Jednocześnie, w powyższym okresie, ze strony klubu i zawodników do miasta wróciło ponad 6,5 mln zł z podatków i wynajmu obiektów miejskich, a zgodnie z danymi pochodzącymi z raportu firmy Sponsoring Insight, jedynie w ostatnich trzech latach i tylko na terenie Polski ekwiwalent reklamowy ekspozycji miasta Kielce jako sponsora klubu wyniósł ponad 119 mln złotych. Pragniemy zaznaczyć, że nigdy nie ukrywaliśmy sposobu wydatkowania środków publicznych, a nasze sprawozdania finansowe są co roku badane przez biegłego rewidenta.

Niewiele już czasu pozostało do nadchodzącego sezonu.
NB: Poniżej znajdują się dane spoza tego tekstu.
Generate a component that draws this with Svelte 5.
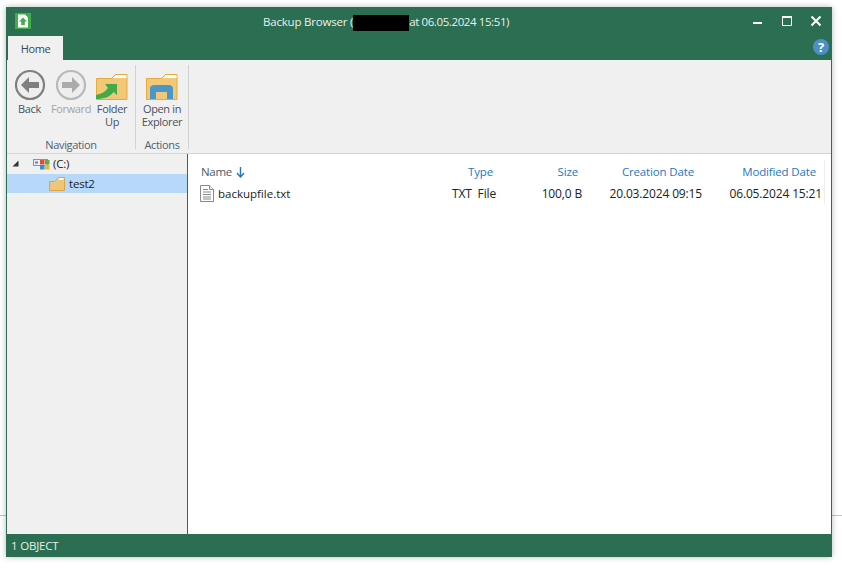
<script>
  const columns = [
    { label: 'Type', value: 'TXT  File', pad: 'p3' },
    { label: 'Size', value: '100,0 B', pad: 'p4' },
    { label: 'Creation Date', value: '20.03.2024 09:15', pad: 'p8' },
    { label: 'Modified Date', value: '06.05.2024 15:21', pad: 'p6' }
  ];
</script>

<div class="desktop">
  <div class="backline"></div>
  <div class="window">
    <header class="titlebar">
      <svg class="appicon" width="16" height="16" viewBox="0 0 16 16">
        <rect width="16" height="16" fill="#3fae49"/>
        <path d="M3 1.500h7l3 3v10H3z" fill="#fff"/>
        <path d="M8 4.500l4 4H9.800v3.500H6.200V8.500H4z" fill="#3fae49"/>
      </svg>
      <div class="title">Backup Browser (<span class="redact"></span><span class="when">at 06.05.2024 15:51)</span></div>
      <div class="winbtns">
        <svg width="12" height="12" viewBox="0 0 12 12"><rect x="1" y="7" width="9" height="2" fill="#fff"/></svg>
        <svg width="12" height="12" viewBox="0 0 12 12"><path d="M1.500 1.500h9v9h-9z" fill="none" stroke="#fff"/><rect x="1" y="1" width="10" height="2" fill="#fff"/></svg>
        <svg width="12" height="12" viewBox="0 0 12 12"><path d="M1.500 1.500l9 9M10.500 1.500l-9 9" stroke="#fff" stroke-width="2"/></svg>
      </div>
    </header>

    <div class="tabrow">
      <div class="tab">Home</div>
      <div class="help">?</div>
    </div>

    <section class="ribbon">
      <div class="group nav">
        <div class="buttons">
          <div class="rbtn back">
            <svg width="32" height="32" viewBox="0 0 32 32">
              <circle cx="16" cy="16" r="14" fill="#eee" stroke="#7f7f7f" stroke-width="2.200"/>
              <path d="M15 8l-8 8 8 8v-5h10v-6H15z" fill="#7f7f7f"/>
            </svg>
            <span>Back</span>
          </div>
          <div class="rbtn forward">
            <svg width="32" height="32" viewBox="0 0 32 32">
              <circle cx="16" cy="16" r="14" fill="#eee" stroke="#b9b9b9" stroke-width="2.200"/>
              <path d="M17 8l8 8-8 8v-5H7v-6h10z" fill="#ababab"/>
            </svg>
            <span>Forward</span>
          </div>
          <div class="rbtn up">
            <svg width="32" height="32" viewBox="0 0 32 32">
              <path d="M0.500 9.500h15l4-4h11.500v25H0.500z" fill="#f2c878" stroke="#e5a93c"/>
              <path d="M17 9l3-3h10.500v3z" fill="#fff"/>
              <path d="M0 30V26C5 25 9 23 12 19L9 15H21V26L17.500 23C14 28 8 30 0 30z" fill="#41ab4a"/>
            </svg>
            <span>Folder<br/>Up</span>
          </div>
        </div>
        <div class="grouplabel">Navigation</div>
      </div>
      <div class="group actions">
        <div class="buttons">
          <div class="rbtn explorer">
            <svg width="32" height="32" viewBox="0 0 32 32">
              <path d="M0.500 9.500h15l4-4h11.500v25H0.500z" fill="#f2c878" stroke="#e5a93c"/>
              <path d="M17 9l3-3h10.500v3z" fill="#fff"/>
              <path d="M4 30V20C4 17 6 16 8 16H23C25 16 27 17 27 20V30H21V23H10V30z" fill="#4a97c9"/>
            </svg>
            <span>Open in<br/>Explorer</span>
          </div>
        </div>
        <div class="grouplabel">Actions</div>
      </div>
    </section>

    <main class="body">
      <aside class="tree">
        <div class="node root">
          <svg class="caret" width="7" height="7" viewBox="0 0 7 7"><path d="M6.500 0.500v6h-6z" fill="#333"/></svg>
          <svg class="drive" width="17" height="13" viewBox="0 0 17 13">
            <rect x="0.500" y="2.500" width="14" height="6" fill="#e8f1f8" stroke="#6c9cc3"/>
            <rect x="2" y="4.500" width="3" height="2" fill="#3f8fc9"/>
            <rect x="7" y="3" width="4.500" height="4.500" fill="#e04b3a"/>
            <rect x="12" y="3" width="4.500" height="4.500" fill="#5fae3c"/>
            <rect x="7" y="8" width="4.500" height="4.500" fill="#2f8fd8"/>
            <rect x="12" y="8" width="4.500" height="4.500" fill="#f5b81d"/>
          </svg>
          <span>(C:)</span>
        </div>
        <div class="node sel">
          <svg width="16" height="14" viewBox="0 0 16 14">
            <path d="M0.500 4.500h5l4-4h6v13h-15z" fill="#eec679" stroke="#dba544"/>
            <path d="M9.500 2l1-1h4v2h-5z" fill="#fff"/>
          </svg>
          <span>test2</span>
        </div>
      </aside>

      <div class="list">
        <div class="cell head name"><span>Name</span><svg width="9" height="12" viewBox="0 0 9 12"><path d="M4.500 1v9M1 7l3.500 4L8 7" fill="none" stroke="#1f78c1" stroke-width="1.400"/></svg></div>
        {#each columns as c}
          <div class="cell head right {c.pad}">{c.label}</div>
        {/each}
        <div class="cell name file">
          <svg width="14" height="17" viewBox="0 0 14 17">
            <path d="M0.500 0.500h9l4 4v12h-13z" fill="#fff" stroke="#8a8a8a"/>
            <path d="M9.500 0.500v4h4" fill="#eee" stroke="#8a8a8a"/>
            <path d="M3 4.500h5M3 7h8M3 9.500h8M3 12h8M3 14h8" stroke="#8a8a8a"/>
          </svg>
          <span>backupfile.txt</span>
        </div>
        {#each columns as c}
          <div class="cell right val">{c.value}</div>
        {/each}
        <div class="divider"></div>
      </div>
    </main>

    <footer class="status">1 OBJECT</footer>
  </div>
</div>

<style>
  :global(body) {
    margin: 0;
    background: #fff;
  }
  .desktop {
    position: relative;
    box-sizing: border-box;
    width: 842px;
    height: 568px;
    padding: 7px 10px 11px 6px;
    background: #fff;
    font-family: "Open Sans", "Noto Sans", sans-serif;
    font-size: 11.5px;
    overflow: hidden;
  }
  .backline {
    position: absolute;
    left: 0;
    right: 0;
    top: 515px;
    height: 1px;
    background: #c4c4c4;
  }
  .window {
    position: relative;
    height: 100%;
    display: flex;
    flex-direction: column;
    background: #2c6e51;
    box-shadow: 0 0 6px rgba(0, 0, 0, 0.28);
    letter-spacing: -0.2px;
  }
  .titlebar {
    position: relative;
    height: 29px;
    display: flex;
    align-items: center;
    flex: none;
    padding-left: 9px;
  }
  .appicon {
    margin-top: -1px;
  }
  .title {
    position: absolute;
    left: 257px;
    top: 7px;
    color: #e9f1ed;
    font-size: 11.5px;
    line-height: 16px;
    white-space: nowrap;
    display: flex;
  }
  .when {
    letter-spacing: -0.4px;
  }
  .redact {
    display: inline-block;
    width: 56px;
    height: 16px;
    background: #000;
    margin-top: 1px;
    margin-left: 0;
  }
  .winbtns {
    margin-left: auto;
    display: flex;
    gap: 17px;
    padding-right: 10px;
    margin-top: -2px;
  }
  .tabrow {
    height: 24px;
    flex: none;
    display: flex;
    justify-content: space-between;
    align-items: flex-start;
    padding: 0 3px 0 2px;
  }
  .tab {
    width: 55px;
    height: 24px;
    background: #f0f0f0;
    color: #35495a;
    display: flex;
    align-items: center;
    justify-content: center;
    font-size: 11px;
    letter-spacing: -0.4px;
  }
  .help {
    width: 16px;
    height: 16px;
    border-radius: 50%;
    background: #4a90c4;
    color: #fff;
    font: bold 13px/16px "Open Sans", sans-serif;
    text-align: center;
    margin-top: 3px;
  }
  .ribbon {
    height: 94px;
    flex: none;
    margin: 0 1px;
    display: flex;
    background: #f0f0f0;
    border-bottom: 1px solid #d4d4d4;
    box-sizing: border-box;
    color: #46535f;
    font-size: 11px;
    letter-spacing: -0.35px;
  }
  .group {
    display: flex;
    flex-direction: column;
    align-items: center;
    height: 84px;
    margin-top: 5px;
    border-right: 1px solid #d2d2d2;
    box-sizing: border-box;
  }
  .nav {
    width: 129px;
  }
  .actions {
    width: 53px;
  }
  .buttons {
    display: flex;
    flex: 1;
    align-self: stretch;
  }
  .rbtn {
    display: flex;
    flex-direction: column;
    align-items: center;
    line-height: 13px;
    text-align: center;
    padding-top: 4px;
  }
  .rbtn span {
    margin-top: 1px;
  }
  .back {
    width: 45px;
  }
  .forward {
    width: 38px;
    color: #a3a3a3;
  }
  .up {
    width: 32px;
    margin-left: 6px;
  }
  .explorer {
    width: 52px;
  }
  .grouplabel {
    line-height: 14px;
    margin-bottom: -3px;
    color: #4f6170;
  }
  .body {
    flex: 1;
    min-height: 0;
    display: flex;
    margin: 0 1px;
    background: #fff;
  }
  .tree {
    width: 180px;
    flex: none;
    background: #f0f0f0;
    border-right: 1px solid #2c6e51;
    color: #222;
  }
  .node {
    height: 19px;
    display: flex;
    align-items: center;
  }
  .root {
    height: 20px;
    padding: 0 0 2px 5px;
    box-sizing: border-box;
  }
  .caret {
    margin-right: 14px;
  }
  .drive {
    margin-right: 3px;
  }
  .sel {
    background: #b7d8f9;
    padding-left: 42px;
    gap: 4px;
  }
  .list {
    position: relative;
    flex: 1;
    display: grid;
    grid-template-columns: 200px 108px 86px 120px 120px;
    grid-template-rows: 29px 20px;
    align-content: start;
    color: #222;
    letter-spacing: -0.15px;
  }
  .cell {
    display: flex;
    align-items: center;
    white-space: pre;
  }
  .head {
    color: #1f78c1;
    padding-top: 6px;
  }
  .name {
    padding-left: 13px;
    gap: 4px;
  }
  .head.name {
    color: #4a5a68;
    letter-spacing: -0.3px;
  }
  .file {
    gap: 4px;
    padding-left: 12px;
    letter-spacing: 0;
  }
  .val {
    font-size: 12px;
  }
  .right {
    justify-content: flex-end;
  }
  .p3 {
    padding-right: 3px;
  }
  .p4 {
    padding-right: 4px;
  }
  .p8 {
    padding-right: 8px;
  }
  .p6 {
    padding-right: 6px;
  }
  .divider {
    position: absolute;
    left: 636px;
    top: 6px;
    width: 1px;
    height: 44px;
    background: #efefef;
  }
  .status {
    flex: none;
    height: 23px;
    line-height: 24px;
    padding-left: 5px;
    color: #e4eee9;
    font-size: 11.5px;
  }
</style>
Sztab szkoleniowy oraz zawodnicy zostali poinformowani o działaniach koniecznych do wdrożenia w zaistniałej sytuacji, a ze wszystkimi zostały wynegocjowane stosowne porozumienia, na bazie których możemy budować naszą najbliższą przyszłość. Pełni zapału do pracy, oczekując kolejnych trudnych wyzwań, przystępujemy do wszystkich rozgrywek, w których występowaliśmy do tej pory.

Dziękujemy za okazane wsparcie tym, którzy zawsze byli z nami i liczymy na to, że wciąż będą. Nie wiemy, dokąd dojdziemy w trakcie kolejnego sezonu, ale wiemy, że bez względu na wszystko, razem będziemy walczyć o postawienie każdego kolejnego kroku tej wędrówki. Mamy nadzieję, że w toku publicznej debaty uda nam się wypracować rozwiązanie, dzięki któremu klub pozyska środki niezbędne do dalszego rozwoju na najwyższym poziomie sportowym.

Z wyrazami szacunku,

członkowie zarządu KS VIVE Kielce i KS VIVE Handball Kielce S.A.